Solving Deforestation, Protecting and Managing Key Water Catchments in Malawi Using Smart Public and Private Partnerships
- Kenneth A. Wiyo
- Lameck Fiwa
- Weston Mwase
AbstractDeforestation, habitat loss and forest degradation are the most critical issues facing Malawi today driven by higher population growth. Deforestation in water catchments has a direct link to the blackouts of the state-owned power producing company (Electricity Supply Commission of Malawi, ESCOM) and to the inadequate water supply by the semi-public Water Boards, both in dry and wet seasons due to sedimentation and low flows in the rivers. As a result, water and power utilities, private sector and communities are all severely affected by the impacts of deforestation. To solve deforestation in Malawi, the country requires a multi-sectoral integrated approach through creation of smart partnerships between public, semi-public and private sectors to support community-based afforestation and forest regeneration programmes.

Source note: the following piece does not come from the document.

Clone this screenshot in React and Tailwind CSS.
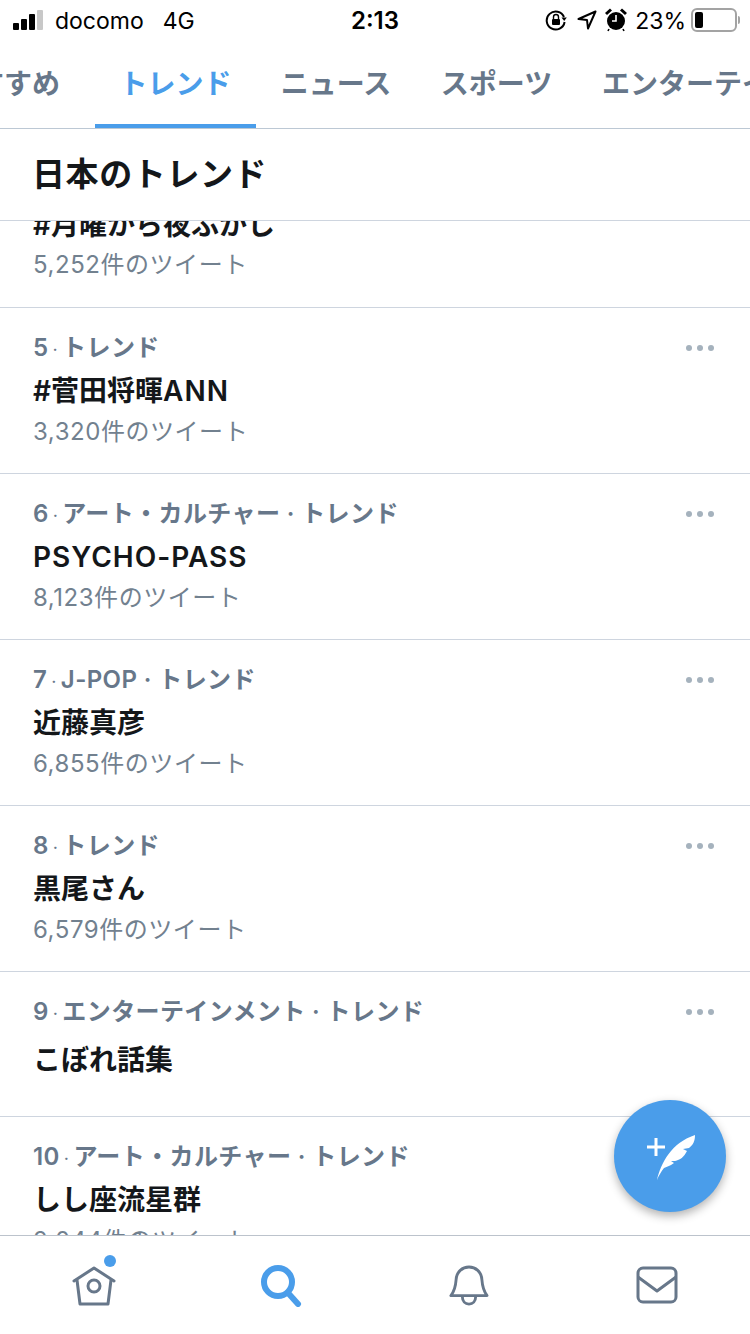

It is proposed that Malawi Reforestation and Environmental Protection Authority (MAREPA) be established through an Act of Parliament to collect funds and finance afforestation and forest regeneration activities. A small non-prohibitive tax (administrative levy) on selected key products, such as water, beer, electricity, sugar, tea, coffee, and tobacco, could be introduced to finance the MAREPA fund. This will be achieved through Payment for Ecosystem Services (PES), where a smart partnership among government, semi-public water and power utilities, private sector, development partners, and civil society would be paying for services rendered through conservation of forest resources which in turn reduces sedimentation in key water catchments. The ecosystem services could include carbon sequestration, water protection for consumption and hydroelectric power generation, biodiversity conservation, and natural landscape preservation. The proposed MAREPA can provide a way to finance sustainably afforestation and forest regeneration programmes instead of various stakeholders independently tackling deforestation in Malawi without coordination. A multi-sectorial taskforce could be formed to carefully review the feasibility of MAREPA and set a regulatory framework and a tax regime to cover annual funding needs for Malawi’s afforestation and forest regeneration aims.